4. How much time will I save by using an off-the-shelf engine solution?
Initially, a lot of time. It’s far faster to license an engine and build a game than to roll your own from scratch first. And without the right experience on hand to build that engine, you may end up with a difficult to maintain codebase that encourages hacks and buggy game coding while making it difficult add new features. It’s a lot of fun to build an engine and get something on the screen, but developing and maintaining engine technology is very different work from making games and isn’t a good strategic choice for every studio. In the end, a proprietary game engine may simply prove to be more trouble than it’s worth.
Also, every minute spent building, tweaking, bug-fixing, and extending a homebrew engine is a minute not spent on the game. It’s hard to justify working on the authoring tool when the GarageGames guys have done such a nice job on theirs and are constantly working on making it better. On the other hand, no engine is perfect, or perfectly suited to the game you’re making, or has the features you need for your team to make the best games possible. It’s also a risk to build your games on top of technology over which you have no direct control.
So there’s no easy answer to this. The good news is that it’s easy to change your mind later. Casual games aren’t super complex, so if a particular licensed game engine doesn’t work out so great, you can try another one in a few months!
5. Can you recommend any good scheduling software, bug trackers, or source control software?
I don’t know of any good scheduling software, but that’s ok—I’m not a producer! I do know that Microsoft Project is about the worst thing out there, except for everything else. If I ever schedule anything, though, it’s in Excel.

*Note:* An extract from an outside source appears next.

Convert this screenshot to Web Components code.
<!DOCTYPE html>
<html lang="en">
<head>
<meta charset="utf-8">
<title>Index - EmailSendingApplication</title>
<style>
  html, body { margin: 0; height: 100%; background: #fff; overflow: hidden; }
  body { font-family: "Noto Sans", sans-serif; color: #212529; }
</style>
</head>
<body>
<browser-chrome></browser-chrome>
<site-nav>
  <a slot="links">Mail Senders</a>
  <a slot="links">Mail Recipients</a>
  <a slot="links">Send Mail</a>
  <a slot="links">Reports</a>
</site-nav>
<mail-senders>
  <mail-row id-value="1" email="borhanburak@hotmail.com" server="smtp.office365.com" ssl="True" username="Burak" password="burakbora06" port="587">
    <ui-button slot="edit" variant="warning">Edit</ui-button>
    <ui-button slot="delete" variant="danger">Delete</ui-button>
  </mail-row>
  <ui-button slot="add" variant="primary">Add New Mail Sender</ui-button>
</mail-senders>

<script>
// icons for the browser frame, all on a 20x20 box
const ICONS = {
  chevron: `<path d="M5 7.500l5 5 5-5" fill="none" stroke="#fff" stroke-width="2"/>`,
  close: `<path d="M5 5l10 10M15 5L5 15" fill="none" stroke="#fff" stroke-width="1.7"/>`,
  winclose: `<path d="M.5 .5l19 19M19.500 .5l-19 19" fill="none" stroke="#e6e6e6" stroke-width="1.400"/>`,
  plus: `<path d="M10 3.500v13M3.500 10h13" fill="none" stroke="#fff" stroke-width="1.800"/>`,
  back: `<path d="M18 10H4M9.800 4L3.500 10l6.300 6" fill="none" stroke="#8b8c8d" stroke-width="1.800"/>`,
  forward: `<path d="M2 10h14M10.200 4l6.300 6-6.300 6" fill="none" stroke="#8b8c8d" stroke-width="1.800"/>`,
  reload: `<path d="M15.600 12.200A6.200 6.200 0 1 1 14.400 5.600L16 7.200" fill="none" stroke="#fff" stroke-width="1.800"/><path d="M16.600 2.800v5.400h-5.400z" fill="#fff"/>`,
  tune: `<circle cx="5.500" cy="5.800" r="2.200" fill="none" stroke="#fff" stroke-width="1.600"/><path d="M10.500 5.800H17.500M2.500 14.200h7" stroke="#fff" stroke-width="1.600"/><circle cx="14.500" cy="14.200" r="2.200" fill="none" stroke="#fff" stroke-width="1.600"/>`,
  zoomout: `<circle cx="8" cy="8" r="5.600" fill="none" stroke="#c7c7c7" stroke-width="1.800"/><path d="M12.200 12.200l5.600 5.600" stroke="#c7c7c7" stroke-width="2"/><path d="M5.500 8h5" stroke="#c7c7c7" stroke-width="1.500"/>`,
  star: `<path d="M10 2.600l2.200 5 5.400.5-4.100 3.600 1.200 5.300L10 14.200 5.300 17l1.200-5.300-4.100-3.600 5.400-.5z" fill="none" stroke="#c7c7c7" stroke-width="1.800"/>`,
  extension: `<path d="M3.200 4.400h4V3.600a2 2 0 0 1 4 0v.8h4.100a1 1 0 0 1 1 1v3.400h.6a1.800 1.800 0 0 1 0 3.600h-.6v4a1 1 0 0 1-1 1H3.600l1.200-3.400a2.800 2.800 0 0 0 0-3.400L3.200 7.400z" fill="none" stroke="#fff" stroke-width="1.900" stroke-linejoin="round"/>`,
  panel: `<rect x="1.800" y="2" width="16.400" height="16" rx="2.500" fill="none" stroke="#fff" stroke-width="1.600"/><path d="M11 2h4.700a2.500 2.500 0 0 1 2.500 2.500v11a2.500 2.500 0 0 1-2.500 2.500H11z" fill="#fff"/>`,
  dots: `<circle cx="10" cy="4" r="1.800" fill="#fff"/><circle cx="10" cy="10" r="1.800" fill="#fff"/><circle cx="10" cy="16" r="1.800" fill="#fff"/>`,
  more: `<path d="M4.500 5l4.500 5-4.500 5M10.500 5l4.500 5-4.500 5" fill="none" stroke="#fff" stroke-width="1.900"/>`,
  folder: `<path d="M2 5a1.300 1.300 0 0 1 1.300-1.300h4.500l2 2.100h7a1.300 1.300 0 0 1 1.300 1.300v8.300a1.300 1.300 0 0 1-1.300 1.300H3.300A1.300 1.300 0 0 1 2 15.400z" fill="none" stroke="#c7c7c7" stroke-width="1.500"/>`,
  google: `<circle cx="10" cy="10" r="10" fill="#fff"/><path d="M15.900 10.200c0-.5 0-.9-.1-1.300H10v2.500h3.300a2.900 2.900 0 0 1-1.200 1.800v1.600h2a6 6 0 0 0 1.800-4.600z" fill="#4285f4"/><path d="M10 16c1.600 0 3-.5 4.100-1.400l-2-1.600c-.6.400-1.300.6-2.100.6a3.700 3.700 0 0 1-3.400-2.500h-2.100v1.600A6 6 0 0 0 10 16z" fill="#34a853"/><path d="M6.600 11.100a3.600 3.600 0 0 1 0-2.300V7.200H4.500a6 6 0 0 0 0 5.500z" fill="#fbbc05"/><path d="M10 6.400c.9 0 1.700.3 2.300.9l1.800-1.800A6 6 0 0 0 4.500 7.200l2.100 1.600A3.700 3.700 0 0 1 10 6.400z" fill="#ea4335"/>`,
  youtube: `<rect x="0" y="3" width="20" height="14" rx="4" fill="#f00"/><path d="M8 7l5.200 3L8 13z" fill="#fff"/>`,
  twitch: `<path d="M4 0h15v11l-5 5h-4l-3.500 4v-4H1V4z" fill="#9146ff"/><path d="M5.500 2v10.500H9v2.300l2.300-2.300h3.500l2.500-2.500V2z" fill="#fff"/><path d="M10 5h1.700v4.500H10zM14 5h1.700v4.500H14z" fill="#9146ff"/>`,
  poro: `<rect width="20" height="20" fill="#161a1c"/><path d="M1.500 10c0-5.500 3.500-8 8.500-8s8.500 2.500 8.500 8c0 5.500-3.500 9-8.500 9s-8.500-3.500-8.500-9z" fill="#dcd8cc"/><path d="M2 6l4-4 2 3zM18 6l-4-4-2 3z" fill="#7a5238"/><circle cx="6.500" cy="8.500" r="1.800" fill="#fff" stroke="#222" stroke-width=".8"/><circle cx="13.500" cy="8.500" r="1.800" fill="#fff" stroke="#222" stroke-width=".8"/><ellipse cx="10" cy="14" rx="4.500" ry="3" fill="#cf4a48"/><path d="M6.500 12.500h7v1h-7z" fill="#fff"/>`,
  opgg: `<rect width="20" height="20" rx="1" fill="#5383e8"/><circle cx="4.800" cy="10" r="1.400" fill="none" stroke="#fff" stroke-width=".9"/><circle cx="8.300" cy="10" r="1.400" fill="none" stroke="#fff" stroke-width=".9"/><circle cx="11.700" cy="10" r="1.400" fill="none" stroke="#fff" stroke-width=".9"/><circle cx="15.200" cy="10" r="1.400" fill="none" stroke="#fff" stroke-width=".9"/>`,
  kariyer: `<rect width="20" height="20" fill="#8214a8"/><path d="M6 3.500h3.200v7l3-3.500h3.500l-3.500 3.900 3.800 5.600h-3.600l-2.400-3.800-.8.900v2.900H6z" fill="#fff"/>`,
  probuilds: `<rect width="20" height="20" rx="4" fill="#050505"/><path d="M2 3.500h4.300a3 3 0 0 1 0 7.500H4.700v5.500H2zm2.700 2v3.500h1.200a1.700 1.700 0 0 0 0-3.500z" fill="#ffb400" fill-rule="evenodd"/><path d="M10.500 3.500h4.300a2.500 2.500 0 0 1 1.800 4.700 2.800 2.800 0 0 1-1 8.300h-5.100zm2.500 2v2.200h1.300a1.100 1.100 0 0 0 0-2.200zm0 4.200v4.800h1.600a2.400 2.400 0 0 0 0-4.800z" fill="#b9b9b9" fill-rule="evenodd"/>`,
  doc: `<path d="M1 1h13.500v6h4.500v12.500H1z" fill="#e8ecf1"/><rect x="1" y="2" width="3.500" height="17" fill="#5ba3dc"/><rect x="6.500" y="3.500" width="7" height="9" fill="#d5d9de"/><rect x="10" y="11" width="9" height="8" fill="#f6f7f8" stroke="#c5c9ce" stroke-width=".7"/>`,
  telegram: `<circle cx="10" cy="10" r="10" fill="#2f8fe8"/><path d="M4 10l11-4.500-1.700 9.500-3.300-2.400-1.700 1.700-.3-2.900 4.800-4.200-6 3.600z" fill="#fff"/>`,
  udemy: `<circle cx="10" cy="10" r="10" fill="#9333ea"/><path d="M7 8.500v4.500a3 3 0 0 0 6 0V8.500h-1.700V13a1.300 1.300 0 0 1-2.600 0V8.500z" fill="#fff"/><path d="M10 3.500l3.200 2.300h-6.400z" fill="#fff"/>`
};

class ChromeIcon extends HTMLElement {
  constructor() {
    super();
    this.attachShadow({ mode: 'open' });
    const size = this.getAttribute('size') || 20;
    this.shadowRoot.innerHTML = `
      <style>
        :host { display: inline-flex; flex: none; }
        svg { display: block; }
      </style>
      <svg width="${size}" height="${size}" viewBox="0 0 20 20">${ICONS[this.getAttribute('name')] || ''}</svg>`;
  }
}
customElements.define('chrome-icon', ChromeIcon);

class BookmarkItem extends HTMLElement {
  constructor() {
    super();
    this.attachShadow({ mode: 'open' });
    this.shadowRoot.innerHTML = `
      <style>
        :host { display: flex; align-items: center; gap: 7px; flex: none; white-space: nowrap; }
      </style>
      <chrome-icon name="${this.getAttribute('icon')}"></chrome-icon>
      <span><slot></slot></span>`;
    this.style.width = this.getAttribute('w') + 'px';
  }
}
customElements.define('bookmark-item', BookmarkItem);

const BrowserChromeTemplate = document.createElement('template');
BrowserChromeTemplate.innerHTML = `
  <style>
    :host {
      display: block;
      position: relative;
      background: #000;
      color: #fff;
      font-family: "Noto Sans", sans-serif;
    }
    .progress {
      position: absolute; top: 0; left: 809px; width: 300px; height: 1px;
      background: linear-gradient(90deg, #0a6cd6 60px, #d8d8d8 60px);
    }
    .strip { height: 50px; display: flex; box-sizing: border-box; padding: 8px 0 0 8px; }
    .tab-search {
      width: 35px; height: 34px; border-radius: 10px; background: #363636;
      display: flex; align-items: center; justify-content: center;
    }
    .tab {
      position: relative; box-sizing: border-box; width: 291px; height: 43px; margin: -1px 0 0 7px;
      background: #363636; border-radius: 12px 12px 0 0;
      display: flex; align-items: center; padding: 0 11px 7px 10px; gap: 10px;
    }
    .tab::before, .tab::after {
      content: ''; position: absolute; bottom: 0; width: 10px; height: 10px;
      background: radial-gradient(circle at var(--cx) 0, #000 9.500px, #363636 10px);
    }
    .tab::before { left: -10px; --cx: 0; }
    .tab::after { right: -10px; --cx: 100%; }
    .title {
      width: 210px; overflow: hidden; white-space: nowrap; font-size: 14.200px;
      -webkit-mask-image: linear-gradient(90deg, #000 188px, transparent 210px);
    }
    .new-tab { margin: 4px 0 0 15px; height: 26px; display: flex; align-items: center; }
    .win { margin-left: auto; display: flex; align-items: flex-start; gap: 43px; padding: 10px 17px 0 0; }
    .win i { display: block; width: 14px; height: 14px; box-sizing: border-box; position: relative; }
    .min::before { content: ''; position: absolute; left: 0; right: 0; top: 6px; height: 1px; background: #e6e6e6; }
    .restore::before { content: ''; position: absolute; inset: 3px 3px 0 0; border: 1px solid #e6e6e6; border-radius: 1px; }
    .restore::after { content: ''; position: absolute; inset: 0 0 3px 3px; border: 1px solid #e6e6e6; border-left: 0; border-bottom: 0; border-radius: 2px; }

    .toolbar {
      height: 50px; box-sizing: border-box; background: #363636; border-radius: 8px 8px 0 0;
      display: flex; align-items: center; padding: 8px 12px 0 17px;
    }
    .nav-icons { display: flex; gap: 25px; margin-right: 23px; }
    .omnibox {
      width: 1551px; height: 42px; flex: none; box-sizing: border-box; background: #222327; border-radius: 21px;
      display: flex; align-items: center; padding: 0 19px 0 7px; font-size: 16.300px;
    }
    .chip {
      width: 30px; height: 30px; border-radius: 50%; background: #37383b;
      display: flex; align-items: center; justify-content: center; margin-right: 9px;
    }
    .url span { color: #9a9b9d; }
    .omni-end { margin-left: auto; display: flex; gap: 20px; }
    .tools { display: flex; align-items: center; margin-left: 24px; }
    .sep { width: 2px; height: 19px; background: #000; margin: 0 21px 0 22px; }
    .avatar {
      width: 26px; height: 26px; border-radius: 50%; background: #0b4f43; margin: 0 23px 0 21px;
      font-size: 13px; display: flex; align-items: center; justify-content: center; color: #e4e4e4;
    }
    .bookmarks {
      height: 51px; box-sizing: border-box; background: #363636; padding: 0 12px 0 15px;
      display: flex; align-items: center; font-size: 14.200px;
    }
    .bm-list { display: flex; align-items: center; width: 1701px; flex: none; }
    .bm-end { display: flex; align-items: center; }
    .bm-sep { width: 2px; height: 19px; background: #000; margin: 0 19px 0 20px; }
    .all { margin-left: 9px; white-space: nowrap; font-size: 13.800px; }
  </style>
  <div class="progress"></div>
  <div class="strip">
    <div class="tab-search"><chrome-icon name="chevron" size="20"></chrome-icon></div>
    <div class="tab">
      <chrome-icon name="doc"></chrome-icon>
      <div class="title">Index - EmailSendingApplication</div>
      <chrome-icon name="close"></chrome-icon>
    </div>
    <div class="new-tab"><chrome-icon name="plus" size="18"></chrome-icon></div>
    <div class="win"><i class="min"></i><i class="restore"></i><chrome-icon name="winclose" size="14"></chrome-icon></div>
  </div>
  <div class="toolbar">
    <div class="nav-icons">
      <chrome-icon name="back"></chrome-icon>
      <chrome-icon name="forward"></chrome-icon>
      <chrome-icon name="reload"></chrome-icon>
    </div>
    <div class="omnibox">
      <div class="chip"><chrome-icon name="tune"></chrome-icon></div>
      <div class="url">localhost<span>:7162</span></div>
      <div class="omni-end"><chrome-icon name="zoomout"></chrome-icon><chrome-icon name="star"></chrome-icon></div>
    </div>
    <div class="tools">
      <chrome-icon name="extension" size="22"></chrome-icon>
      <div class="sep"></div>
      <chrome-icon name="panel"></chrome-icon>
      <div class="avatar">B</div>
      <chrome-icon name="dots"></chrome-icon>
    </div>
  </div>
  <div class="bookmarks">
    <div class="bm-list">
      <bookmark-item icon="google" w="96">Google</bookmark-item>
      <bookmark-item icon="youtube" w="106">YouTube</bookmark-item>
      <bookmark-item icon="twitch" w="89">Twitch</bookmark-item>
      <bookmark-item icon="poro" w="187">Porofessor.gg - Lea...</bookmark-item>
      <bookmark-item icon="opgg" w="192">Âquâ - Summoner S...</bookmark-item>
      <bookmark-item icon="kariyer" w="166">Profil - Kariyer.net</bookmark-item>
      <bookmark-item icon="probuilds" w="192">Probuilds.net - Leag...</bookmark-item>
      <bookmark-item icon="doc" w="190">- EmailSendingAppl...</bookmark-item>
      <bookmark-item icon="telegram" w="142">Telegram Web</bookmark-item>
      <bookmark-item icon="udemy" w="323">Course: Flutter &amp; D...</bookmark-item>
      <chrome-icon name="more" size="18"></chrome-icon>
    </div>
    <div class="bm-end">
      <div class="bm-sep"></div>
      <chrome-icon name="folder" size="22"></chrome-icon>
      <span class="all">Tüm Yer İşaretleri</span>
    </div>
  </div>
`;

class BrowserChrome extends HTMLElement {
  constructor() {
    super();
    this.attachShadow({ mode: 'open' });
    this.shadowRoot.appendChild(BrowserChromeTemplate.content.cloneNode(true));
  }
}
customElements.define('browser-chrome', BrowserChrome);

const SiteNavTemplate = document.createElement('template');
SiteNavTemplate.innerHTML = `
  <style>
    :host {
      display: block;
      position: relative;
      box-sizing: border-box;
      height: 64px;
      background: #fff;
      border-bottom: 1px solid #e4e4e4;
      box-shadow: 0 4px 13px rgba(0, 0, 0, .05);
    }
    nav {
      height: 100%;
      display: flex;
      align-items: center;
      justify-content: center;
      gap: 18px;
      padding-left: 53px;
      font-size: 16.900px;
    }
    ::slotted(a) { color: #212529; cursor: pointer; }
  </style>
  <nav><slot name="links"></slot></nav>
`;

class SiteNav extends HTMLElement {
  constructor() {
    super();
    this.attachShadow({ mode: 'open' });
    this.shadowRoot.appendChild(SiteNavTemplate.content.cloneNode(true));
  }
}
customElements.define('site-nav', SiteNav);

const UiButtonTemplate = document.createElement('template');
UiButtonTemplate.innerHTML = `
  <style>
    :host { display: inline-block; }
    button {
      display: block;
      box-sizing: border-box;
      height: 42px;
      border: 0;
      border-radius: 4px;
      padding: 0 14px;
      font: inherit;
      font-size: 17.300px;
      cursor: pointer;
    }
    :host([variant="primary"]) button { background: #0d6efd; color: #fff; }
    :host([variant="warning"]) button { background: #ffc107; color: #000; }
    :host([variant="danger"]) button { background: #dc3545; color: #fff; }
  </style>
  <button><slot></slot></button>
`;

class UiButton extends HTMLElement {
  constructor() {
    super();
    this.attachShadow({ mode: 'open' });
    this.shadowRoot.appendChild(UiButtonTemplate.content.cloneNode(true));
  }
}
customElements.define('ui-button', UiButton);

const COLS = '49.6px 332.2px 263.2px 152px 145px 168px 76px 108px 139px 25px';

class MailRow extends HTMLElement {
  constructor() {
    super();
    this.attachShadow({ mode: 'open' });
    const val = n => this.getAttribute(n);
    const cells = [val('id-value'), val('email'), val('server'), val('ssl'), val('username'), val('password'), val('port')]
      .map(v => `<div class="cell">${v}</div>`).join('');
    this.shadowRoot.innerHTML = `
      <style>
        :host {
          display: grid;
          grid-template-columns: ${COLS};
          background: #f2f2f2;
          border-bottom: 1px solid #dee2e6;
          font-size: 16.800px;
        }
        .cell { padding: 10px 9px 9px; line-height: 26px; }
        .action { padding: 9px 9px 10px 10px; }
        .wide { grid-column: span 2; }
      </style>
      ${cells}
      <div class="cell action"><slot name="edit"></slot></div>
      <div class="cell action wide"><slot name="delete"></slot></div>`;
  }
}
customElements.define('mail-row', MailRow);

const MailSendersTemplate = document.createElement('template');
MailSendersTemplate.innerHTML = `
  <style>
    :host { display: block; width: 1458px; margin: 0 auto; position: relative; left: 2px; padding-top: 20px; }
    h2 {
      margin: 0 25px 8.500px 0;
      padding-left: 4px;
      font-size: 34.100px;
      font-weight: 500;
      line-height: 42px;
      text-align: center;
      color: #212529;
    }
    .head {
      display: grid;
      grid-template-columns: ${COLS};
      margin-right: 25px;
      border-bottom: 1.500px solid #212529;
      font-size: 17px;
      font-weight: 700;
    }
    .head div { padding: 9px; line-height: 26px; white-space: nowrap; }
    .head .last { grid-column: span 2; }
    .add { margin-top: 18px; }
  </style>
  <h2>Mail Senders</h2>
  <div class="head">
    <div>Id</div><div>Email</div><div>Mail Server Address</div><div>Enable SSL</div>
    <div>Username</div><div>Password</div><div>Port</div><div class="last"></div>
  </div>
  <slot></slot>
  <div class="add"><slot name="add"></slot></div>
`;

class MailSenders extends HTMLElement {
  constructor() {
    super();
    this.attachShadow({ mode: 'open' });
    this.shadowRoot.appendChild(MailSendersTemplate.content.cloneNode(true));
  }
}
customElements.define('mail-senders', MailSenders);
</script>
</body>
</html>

My favorite bug tracker is Jira by Atlassian. It’s cheap (cost is per-server, not per-seat), very customizable, has great tech support and a big lively community. What’s more, it is constantly updated with new features and extended with new plugins by Atlassian or third parties. For small budget studios, there are free alternatives such as Bugzilla. Although I haven’t used them myself, I’ve generally heard bad things about their usability for non-programmers. Atlassian also offers a great wiki called Confluence that I really like and we use heavily at my studio.
The game industry favorite for source control is easily Perforce. They just won another Front Line award from Game Developer magazine for being awesome. I’ve been using Perforce for about 5 years now and I wouldn’t switch (though I regularly check the competition). Perforce is fast, small, and has great integration support. I also like that it works well remotely and that it is so easy to script automation for it—and they’re even making their client GUI usable for non-programmers. The big problem is that Perforce is very, very expensive. Tight budgets should probably go with Subversion + TortoiseSVN.